**STATED PROBLEM**
Copy the first line of the entries below and every line after it through the line containing "const [active, setActive] = useState(1);". Do not include pictures.

^^^^

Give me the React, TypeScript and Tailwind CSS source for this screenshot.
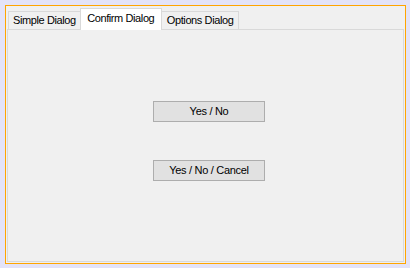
import React, { useState } from "react";

const tabs = ["Simple Dialog", "Confirm Dialog", "Options Dialog"];

const DialogButton = ({ label }: { label: string }) => (
  <button className="w-[112px] h-[21px] border border-[#adadad] bg-[#e1e1e1] text-[11px] tracking-[-0.3px] text-black leading-none">
    {label}
  </button>
);

const App = () => {
  const [active, setActive] = useState(1);

  return (
    <div
      className="w-[410px] h-[268px] bg-[#e3e3f8] pl-[5px] pt-[5px]"
      style={{ fontFamily: '"Liberation Sans", Arial, sans-serif' }}
    >
      <div className="w-[401px] h-[259px] border border-[#ffa500] bg-[#f0f0f0] flex flex-col pl-px pr-px pb-px pt-[2px]">
        <div className="flex items-end h-[21px] pl-px">
          {tabs.map((t, i) =>
            i === active ? (
              <button
                key={t}
                onClick={() => setActive(i)}
                className="h-[22px] -mb-px px-[6.5px] border border-b-0 border-[#d9d9d9] bg-white text-[11px] tracking-[-0.4px] text-black leading-none pb-[3px] relative z-10"
              >
                {t}
              </button>
            ) : (
              <button
                key={t}
                onClick={() => setActive(i)}
                className={
                  "h-[18px] border border-b-0 border-[#d9d9d9] bg-[#f0f0f0] text-[11px] tracking-[-0.4px] text-black leading-none " +
                  (i < active ? "border-r-0 px-[4px]" : "border-l-0 px-[5px]")
                }
              >
                {t}
              </button>
            )
          )}
        </div>
        <div className="flex-1 border border-[#d9d9d9] bg-[#f0f0f0] flex flex-col items-center pl-[7px] pt-[71px] gap-[38px]">
          <DialogButton label="Yes / No" />
          <DialogButton label="Yes / No / Cancel" />
        </div>
      </div>
    </div>
  );
};

export default App;
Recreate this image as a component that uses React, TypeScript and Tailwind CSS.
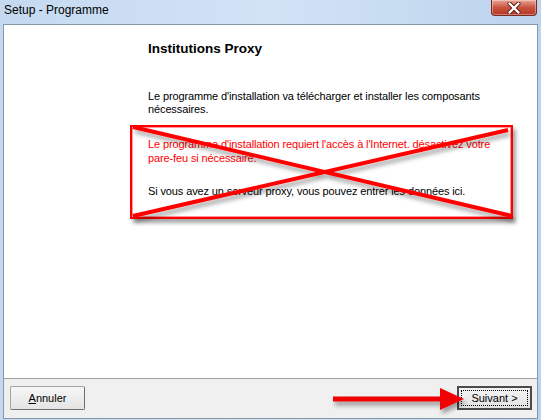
import React from "react";

const font = { fontFamily: '"Liberation Sans", Arial, sans-serif' };

function CloseButton() {
  return (
    <div className="absolute top-0 right-[1px] w-[46px] h-[16px] rounded-b-[4px] border border-t-0 border-[#7a2a20] bg-gradient-to-b from-[#e9a596] via-[#c9533f] to-[#b33a26] flex items-center justify-center shadow-[inset_0_0_0_1px_rgba(255,255,255,0.35)]">
      <svg width="16" height="12" viewBox="0 0 16 12">
        <path d="M3.5 1.5 L12.5 10.5 M12.5 1.5 L3.5 10.5" stroke="#5a1a12" strokeWidth="4" strokeLinecap="round" />
        <path d="M3.5 1.5 L12.5 10.5 M12.5 1.5 L3.5 10.5" stroke="#ffffff" strokeWidth="2.4" strokeLinecap="round" />
      </svg>
    </div>
  );
}

export default function App() {
  return (
    <div
      className="relative w-[541px] h-[420px] overflow-hidden flex flex-col px-[3px] pb-[1px] bg-gradient-to-r from-[#c4d9f0] via-[#d2e3f6] to-[#bcd3ec]"
      style={font}
    >
      {/* Title bar */}
      <div className="relative h-[24px] shrink-0">
        <div className="pl-[1px] pt-[2px] text-[12px] leading-[16px] text-black">Setup - Programme</div>
        <CloseButton />
      </div>

      {/* Client area */}
      <div className="flex-1 flex flex-col border border-[#8797aa]">
        <div className="flex-1 bg-white pl-[144px] pt-[16px] pr-[20px]">
          <h1 className="text-[13.5px] leading-[16px] font-bold text-black">Institutions Proxy</h1>
          <div className="mt-[33px] text-[11px] leading-[13px] tracking-[-0.12px] text-black">
            <p>
              Le programme d'installation va télécharger et installer les composants
              <br />
              nécessaires.
            </p>
            <p className="mt-[21px] text-[#ff0000] leading-[14px]">
              Le programme d'installation requiert l'accès à l'Internet. désactivez votre
              <br />
              pare-feu si nécessaire.
            </p>
            <p className="mt-[20px]">Si vous avez un serveur proxy, vous pouvez entrer les données ici.</p>
          </div>
        </div>
        <div className="h-[40px] shrink-0 border-t border-[#a0a0a0] bg-[#f0f0f0] flex items-start justify-between pl-[6px] pr-[5px] pt-[7px]">
          <button className="w-[75px] h-[24px] rounded-[2px] border border-[#a5a5a5] border-r-[#6f6f6f] border-b-[#6f6f6f] bg-gradient-to-b from-[#f6f6f6] to-[#e4e4e4] text-[11px] text-black">
            <span className="underline">A</span>nnuler
          </button>
          <button className="relative w-[75px] h-[24px] border-2 border-[#4a4a4a] bg-gradient-to-b from-[#f4f4f4] to-[#e2e2e2] text-[11px] text-black">
            <span className="absolute inset-[2px] border border-dotted border-black" />
            Suivant &gt;
          </button>
        </div>
      </div>

      {/* Red crossed box annotation */}
      <div className="absolute left-[130px] top-[125px] w-[383px] h-[94px] border-2 border-[#ff0000] shadow-[3px_4px_4px_rgba(0,0,0,0.35)]">
        <div className="absolute inset-0 border border-[#ff9a9a]" />
      </div>
      <svg className="absolute left-0 top-0 pointer-events-none" width="541" height="420">
        <defs>
          <filter id="sh" x="-10%" y="-10%" width="120%" height="140%">
            <feDropShadow dx="2" dy="4" stdDeviation="2" floodColor="#000" floodOpacity="0.35" />
          </filter>
        </defs>
        <g filter="url(#sh)">
          <line x1="133" y1="127" x2="512" y2="216" stroke="#ff0000" strokeWidth="4" />
          <line x1="133" y1="216" x2="508" y2="130" stroke="#ff0000" strokeWidth="4" />
          <line x1="333" y1="399" x2="446" y2="399" stroke="#f00000" strokeWidth="5" />
          <polygon points="440,388 464,399 440,410" fill="#f00000" />
        </g>
      </svg>
    </div>
  );
}
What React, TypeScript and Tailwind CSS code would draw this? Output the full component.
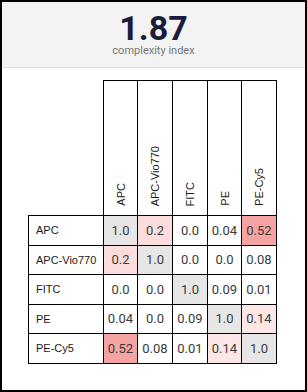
const channels = ["APC", "APC-Vio770", "FITC", "PE", "PE-Cy5"]

const matrix = [
  ["1.0", "0.2", "0.0", "0.04", "0.52"],
  ["0.2", "1.0", "0.0", "0.0", "0.08"],
  ["0.0", "0.0", "1.0", "0.09", "0.01"],
  ["0.04", "0.0", "0.09", "1.0", "0.14"],
  ["0.52", "0.08", "0.01", "0.14", "1.0"],
]

const colWidths = ["w-[34px]", "w-[35px]", "w-[35px]", "w-[34px]", "w-[35px]"]

function cellBg(value: string, diagonal: boolean) {
  if (diagonal) return "bg-[#e6e6e6]"
  const v = parseFloat(value)
  if (v >= 0.5) return "bg-[#f6a3a3]"
  if (v >= 0.2) return "bg-[#fcdcdc]"
  if (v >= 0.1) return "bg-[#fde6e6]"
  return "bg-white"
}

export default function App() {
  return (
    <div className="w-[307px] h-[392px] border-2 border-black bg-white flex flex-col">
      <div className="h-[66px] shrink-0 bg-[#f3f3f3] border-b border-[#dddddd] flex flex-col items-center pt-[12px] font-['Roboto',sans-serif]">
        <div className="text-[34px] leading-[28px] font-bold text-[#1d1b3b]">1.87</div>
        <div className="mt-[3px] text-[11px] leading-[12px] text-[#777777]">complexity index</div>
      </div>
      <div className="pt-[12px] pl-[26px]">
        <table className="table-fixed border-collapse w-[249px]">
          <colgroup>
            <col className="w-[75px]" />
            {colWidths.map((w, i) => (
              <col key={i} className={w} />
            ))}
          </colgroup>
          <thead>
            <tr>
              <th className="p-0"></th>
              {channels.map((ch) => (
                <th key={ch} className="h-[135px] p-0 pb-[9px] align-bottom border border-black font-normal">
                  <div className="flex justify-center">
                    <span className="[writing-mode:vertical-rl] rotate-180 font-['Liberation_Sans',Arial,sans-serif] text-[11px] leading-[12px] text-[#1a1a1a] whitespace-nowrap">
                      {ch}
                    </span>
                  </div>
                </th>
              ))}
            </tr>
          </thead>
          <tbody>
            {matrix.map((row, r) => (
              <tr key={r}>
                <td className="h-[29.6px] p-0 pl-[7px] border border-black font-['Liberation_Sans',Arial,sans-serif] text-[11px] text-[#1a1a1a] whitespace-nowrap">
                  {channels[r]}
                </td>
                {row.map((val, c) => (
                  <td
                    key={c}
                    className={`p-0 text-center border border-black font-['Roboto',sans-serif] text-[13px] text-[#3a3a3a] ${cellBg(val, r === c)}`}
                  >
                    {val}
                  </td>
                ))}
              </tr>
            ))}
          </tbody>
        </table>
      </div>
    </div>
  )
}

^^^^

**FULL SOLUTION**
Give me the React, TypeScript and Tailwind CSS source for this screenshot.
import React, { useState } from "react";

const tabs = ["Simple Dialog", "Confirm Dialog", "Options Dialog"];

const DialogButton = ({ label }: { label: string }) => (
  <button className="w-[112px] h-[21px] border border-[#adadad] bg-[#e1e1e1] text-[11px] tracking-[-0.3px] text-black leading-none">
    {label}
  </button>
);

const App = () => {
  const [active, setActive] = useState(1);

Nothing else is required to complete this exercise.